Wednesday, March 5, 2008

Anchises' valour mixt with Venus' charms

The story of Dido and Aeneas is based on a short episode in Virgil's Aeneid. The following is a lovely synopsis of the literary source... of course, the opera varies slightly. (ps. I took this synopsis from a nice little site on the Aeneid. You can find it here.)

In the course of Aeneas' wanderings around the Mediterranean before he arrived in Italy, he landed at Carthage on the shores of North Africa. There he fell in love with the Carthaginian queen, Dido. The story of the love affair between Aeneas and Dido is one of the most moving and poignant books in The Aeneid and earned for Virgil the epithet 'the worlds poet of sorrow'.

Dido was by birth a Phoenician from the city of Tyre. Forced to flee her homeland after the murder of her husband, she was completing the building of a new city at Carthage when Aeneas and his men were washed ashore. She received them lavishly, and almost at once fell deeply in love with Aeneas. Encouraged by her sister, Anna, she began to accept her desire for Aeneas and to hope for marriage.

One day when she and Aeneas were on a hunting trip together, a storm blew up, and they found themselves sheltering alone in a cave. While the storm raged they made love. From then on, they lived together as man and wife, and Aeneas behaved almost as if he were king of Carthage.
When the messenger of the Gods came to remind Aeneas of his duty to found a new Troy in Italy, Aeneas decided that he must leave his beloved and continue on his journey. Dido soon discovered what his intentions were, and confronted him with his treachery. Though himself deeply upset, Aeneas could only plead that the gods had compelled him, and begged Dido not to make their parting doubly difficult.

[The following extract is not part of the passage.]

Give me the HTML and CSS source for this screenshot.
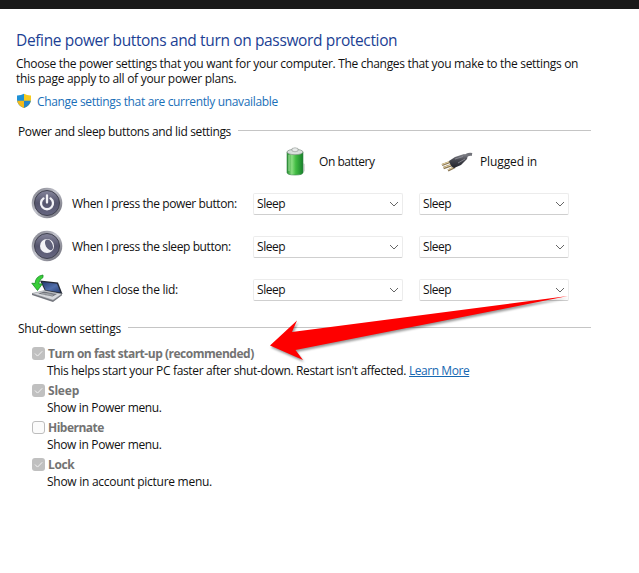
FILE: index.html
```html
<!DOCTYPE html>
<html lang="en-GB">
<head>
<meta charset="utf-8">
<title>Power options</title>
<link rel="stylesheet" href="styles.css">
</head>
<body>
<svg class="defs" width="0" height="0" aria-hidden="true">
  <defs>
    <linearGradient id="rim" x1="0" y1="0" x2="1" y2="1"><stop offset="0" stop-color="#777781"/><stop offset=".45" stop-color="#c2c3cc"/><stop offset="1" stop-color="#60606b"/></linearGradient>
    <linearGradient id="disc" x1="0" y1="0" x2="0" y2="1"><stop offset="0" stop-color="#85859b"/><stop offset=".5" stop-color="#55556d"/><stop offset="1" stop-color="#666680"/></linearGradient>
    <linearGradient id="cell" x1="0" y1="0" x2="1" y2="0"><stop offset="0" stop-color="#268c30"/><stop offset=".3" stop-color="#8bdf82"/><stop offset=".55" stop-color="#42bc43"/><stop offset="1" stop-color="#16802a"/></linearGradient>
    <linearGradient id="screen" x1="0" y1="0" x2="1" y2="1"><stop offset="0" stop-color="#253b72"/><stop offset=".55" stop-color="#526fab"/><stop offset="1" stop-color="#263e74"/></linearGradient>
    <linearGradient id="plug" x1="0" y1="0" x2="0" y2="1"><stop offset="0" stop-color="#85868d"/><stop offset=".45" stop-color="#45464e"/><stop offset="1" stop-color="#22232a"/></linearGradient>
  </defs>
</svg>
<div class="topbar"></div>
<main class="page">
  <h1 class="title"><span>Define power buttons and turn on password protection</span></h1>
  <p class="intro"><span class="intro-a">Choose the power settings that you want for your computer. The changes that you make to the settings on</span><br><span class="intro-b">this page apply to all of your power plans.</span></p>
  <div class="admin">
    <svg class="shield" width="16" height="16" viewBox="0 0 16 16"><path d="M8 .8Q5 2.7 1 2.6V7Q1 12 8 15Z" fill="#1f91d5"/><path d="M8 .8Q11 2.7 15 2.6V7Q15 12 8 15Z" fill="#f5cb20"/><path d="M1.1 7.7H8V15Q2 12.5 1.1 7.7Z" fill="#f2b91a"/><path d="M14.9 7.7H8V15Q14 12.5 14.9 7.7Z" fill="#2384cb"/></svg>
    <a class="link">Change settings that are currently unavailable</a>
  </div>

  <h2 class="group group-power"><span>Power and sleep buttons and lid settings</span></h2>
  <div class="sources">
    <div class="source source-battery">
      <svg width="24" height="32" viewBox="0 0 24 32"><path d="M17 16l5 2v7l-5 4z" fill="#d9d9d9"/><path d="M4 6v20.500Q4 29 12 29t8-2.500V6z" fill="url(#cell)" stroke="#348445" stroke-width=".6"/><ellipse cx="12" cy="6" rx="8" ry="2.700" fill="#d9dfdc" stroke="#849087" stroke-width=".7"/><path d="M9 5V2.500Q12 1 15 2.500V5Q12 6.500 9 5z" fill="#e8ebea" stroke="#8e9691" stroke-width=".6"/><path d="M6 9v16" stroke="#b8efb1" stroke-width="1" opacity=".7"/></svg>
      <span class="battery-text">On battery</span>
    </div>
    <div class="source source-plug">
      <svg width="34" height="24" viewBox="0 0 34 24"><path d="M24 8Q27 3.500 32 4.500" fill="none" stroke="#72737a" stroke-width="3"/><path d="M10 12L2 15M12 15L3.500 18M15 17L8 20.500" stroke="#8b7857" stroke-width="2.400"/><path d="M10 11.500L2 14.500M11 15L3.500 17.500M14 17L8 19.800" stroke="#e5d3a1" stroke-width="1"/><path d="M9 11L15 7 24 4 28 5 27 9 21 15 14 18Q11 17 9 11z" fill="url(#plug)"/><path d="M15 9l8-2.500M18 13l7-4" stroke="#999aa4" stroke-width=".7"/></svg>
      <span class="plug-text">Plugged in</span>
    </div>
  </div>
  <div class="row">
    <svg class="row-icon" width="32" height="32" viewBox="0 0 32 32"><circle cx="16" cy="16" r="15.3" fill="url(#rim)"/><circle cx="16" cy="16" r="12.5" fill="url(#disc)" stroke="#40414f"/><path d="M12.5 11.4a6 6 0 1 0 7 0M16 8.5v7" fill="none" stroke="#f2f2f6" stroke-width="2.3" stroke-linecap="round"/></svg>
    <span class="row-label"><span class="l-power">When I press the power button:</span></span>
    <div class="select"><span>Sleep</span><svg width="10" height="6" viewBox="0 0 10 6"><path d="M1 1l4 4 4-4"/></svg></div>
    <div class="select"><span>Sleep</span><svg width="10" height="6" viewBox="0 0 10 6"><path d="M1 1l4 4 4-4"/></svg></div>
  </div>
  <div class="row">
    <svg class="row-icon" width="32" height="32" viewBox="0 0 32 32"><circle cx="16" cy="16" r="15.3" fill="url(#rim)"/><circle cx="16" cy="16" r="12.5" fill="url(#disc)" stroke="#40414f"/><circle cx="16" cy="16" r="7" fill="#f2f2f6"/><ellipse cx="18" cy="14.800" rx="3.400" ry="5.800" transform="rotate(-28 18 14.800)" fill="#60617a"/></svg>
    <span class="row-label"><span class="l-sleep">When I press the sleep button:</span></span>
    <div class="select"><span>Sleep</span><svg width="10" height="6" viewBox="0 0 10 6"><path d="M1 1l4 4 4-4"/></svg></div>
    <div class="select"><span>Sleep</span><svg width="10" height="6" viewBox="0 0 10 6"><path d="M1 1l4 4 4-4"/></svg></div>
  </div>
  <div class="row">
    <svg class="row-icon" width="32" height="32" viewBox="0 0 32 32"><path d="M9 7.500L27 9.500 31.500 21 14 18z" fill="#242935"/><path d="M11 9L26 10.800 29.500 19.500 14.500 17z" fill="url(#screen)"/><path d="M1 20.500L13.500 17.500 31 21 22 27.200z" fill="#d7d9dd" stroke="#777b82" stroke-width=".5"/><path d="M1 20.500l21 6.700 9-6.200v1.300L22 29 1 22z" fill="#74777e"/><path d="M7 20.500l6-2 13 2.500-4.500 2.500z" fill="#70737a"/><path d="M10 21.500l11-2M14 22.700l9.500-2M10 20l12 2.700" stroke="#b5b8bc" stroke-width=".6"/><path d="M12 2Q4.500 3 4 10.500L.8 10.200 6.500 17.500 11.300 11 7.700 10.800Q8 6.500 12 4.500z" fill="#38cf37" stroke="#168c25" stroke-width=".8"/></svg>
    <span class="row-label"><span class="l-lid">When I close the lid:</span></span>
    <div class="select"><span>Sleep</span><svg width="10" height="6" viewBox="0 0 10 6"><path d="M1 1l4 4 4-4"/></svg></div>
    <div class="select"><span>Sleep</span><svg width="10" height="6" viewBox="0 0 10 6"><path d="M1 1l4 4 4-4"/></svg></div>
  </div>

  <h2 class="group group-shut"><span>Shut-down settings</span></h2>
  <div class="options">
    <div class="option">
      <div class="check"><i class="box on"><svg width="13" height="13" viewBox="0 0 13 13"><path d="M3 6.5l2.5 2.6 4.7-4.8"/></svg></i><b class="o-fast">Turn on fast start-up (recommended)</b></div>
      <div class="note"><span class="n-fast">This helps start your PC faster after shut-down. Restart isn't affected.</span><a class="learn">Learn More</a></div>
    </div>
    <div class="option">
      <div class="check"><i class="box on"><svg width="13" height="13" viewBox="0 0 13 13"><path d="M3 6.5l2.5 2.6 4.7-4.8"/></svg></i><b class="o-sleep">Sleep</b></div>
      <div class="note"><span class="n-power">Show in Power menu.</span></div>
    </div>
    <div class="option">
      <div class="check"><i class="box"></i><b class="o-hib">Hibernate</b></div>
      <div class="note"><span class="n-power">Show in Power menu.</span></div>
    </div>
    <div class="option">
      <div class="check"><i class="box on"><svg width="13" height="13" viewBox="0 0 13 13"><path d="M3 6.5l2.5 2.6 4.7-4.8"/></svg></i><b class="o-lock">Lock</b></div>
      <div class="note"><span class="n-lock">Show in account picture menu.</span></div>
    </div>
  </div>
</main>
<svg class="arrow" width="310" height="90" viewBox="260 285 310 90"><path d="M568 296L292 332 297 320.5 270 345.5 303 360 295.500 350z" fill="#fe0000"/></svg>
</body>
</html>
```

FILE: styles.css
```css
* { box-sizing: border-box; }
body {
  margin: 0;
  width: 639px;
  height: 573px;
  overflow: hidden;
  background: #fff;
  color: #111;
  font: 12px/15px "Open Sans", "Noto Sans", sans-serif;
  white-space: nowrap;
}
h1, h2, p { margin: 0; font-weight: 400; }
.defs { position: absolute; }
.topbar { height: 9px; background: #191919; }
.page { padding: 19px 0 0 16px; }
.title { font-size: 15.5px; line-height: 24px; color: #1c3f94; letter-spacing: -0.36px; }
.intro { margin-top: 4px; }
.intro-a { letter-spacing: -0.315px; }
.intro-b { letter-spacing: -0.29px; }
.admin { display: flex; align-items: center; gap: 5px; height: 18px; margin-top: 6px; }
.link { color: #1a6fb8; letter-spacing: -0.34px; }

.group { display: flex; align-items: center; gap: 7px; width: 575px; height: 16px; padding-left: 2px; font-size: 12px; letter-spacing: -0.35px; }
.group::after { content: ""; flex: 1; height: 1px; margin-bottom: 2px; background: #c5c5c5; }
.group-power { margin-top: 13px; }

.sources { display: grid; grid-template-columns: 160px 160px; margin-left: 267px; height: 43px; }
.source { display: flex; align-items: center; padding-top: 2px; }
.source-battery { gap: 12px; }
.source-plug { gap: 6px; margin-left: -3px; }
.battery-text { letter-spacing: -0.45px; }
.plug-text { letter-spacing: -0.12px; }

.row { display: grid; grid-template-columns: 40px 181px 166px 150px; align-items: center; height: 43px; margin-left: 16px; }
.row-icon { margin: -2px 0 0 -1px; }
.l-power { letter-spacing: -0.4px; }
.l-sleep { letter-spacing: -0.4px; }
.l-lid { letter-spacing: -0.28px; }
.select { display: flex; align-items: center; justify-content: space-between; width: 150px; height: 22px; padding: 0 3px; border: 1px solid #ececec; border-bottom-color: #cfcfcf; border-radius: 2px; letter-spacing: -0.45px; }
.select svg { fill: none; stroke: #666; stroke-width: 1; }

.group-shut { margin-top: 9px; letter-spacing: -0.25px; }
.options { display: grid; row-gap: 3px; margin: 9px 0 0 16px; }
.option { height: 34px; }
.check { display: flex; align-items: center; gap: 3px; height: 17px; color: #737373; }
.box { width: 13px; height: 13px; border: 1px solid #bdbdbd; border-radius: 3px; background: #fbfbfb; }
.box.on { border: 0; background: #c0c0c0; }
.box svg { display: block; fill: none; stroke: #f3f3f3; stroke-width: 1; }
.o-fast { letter-spacing: -0.48px; }
.o-sleep { letter-spacing: -0.2px; }
.o-hib { letter-spacing: -0.5px; }
.o-lock { letter-spacing: -0.4px; }
.note { display: flex; gap: 3px; height: 17px; padding-left: 15px; line-height: 17px; }
.n-fast { letter-spacing: -0.345px; }
.n-power { letter-spacing: -0.35px; }
.n-lock { letter-spacing: -0.27px; }
.learn { color: #1668b2; text-decoration: underline; letter-spacing: -0.45px; }
.arrow { position: absolute; left: 260px; top: 285px; filter: drop-shadow(1px 2px 1px rgba(0, 0, 0, 0.4)); }
```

In despair, Dido resolved on death. She built a vast funeral pyre for herself, pretending it was for a magical rite to bring Aeneas back, or at least to cure her love. After a sleepless night she rose to sea Aeneas' ship already at sea. Cursing him and praying for everlasting enmity between Carthage and Aeneas' descendants, she climbed the pyre and , taking her lovers sword, mortally stabbed herself.

The book is dominated by a series of passionate speeches by Dido, of reproach, entreaty, bitterness and curses. Aeneas speaks only once and that to quote his duty. There is nothing else he can say. He leaves Dido but looks shabby as he steals off into the night.

Aeneas did not escape Dido entirely. On his visit to the underworld he met her ghost and attempted once more to justify his conduct. But Dido would not speak with him, and slunk away to be with the ghost of her husband 'who answered her cares and matched her love'. This is the only happy marriage we see in The Aeneid; and it is amongst the dead. Aeneas is left in no doubt that he destroyed Dido.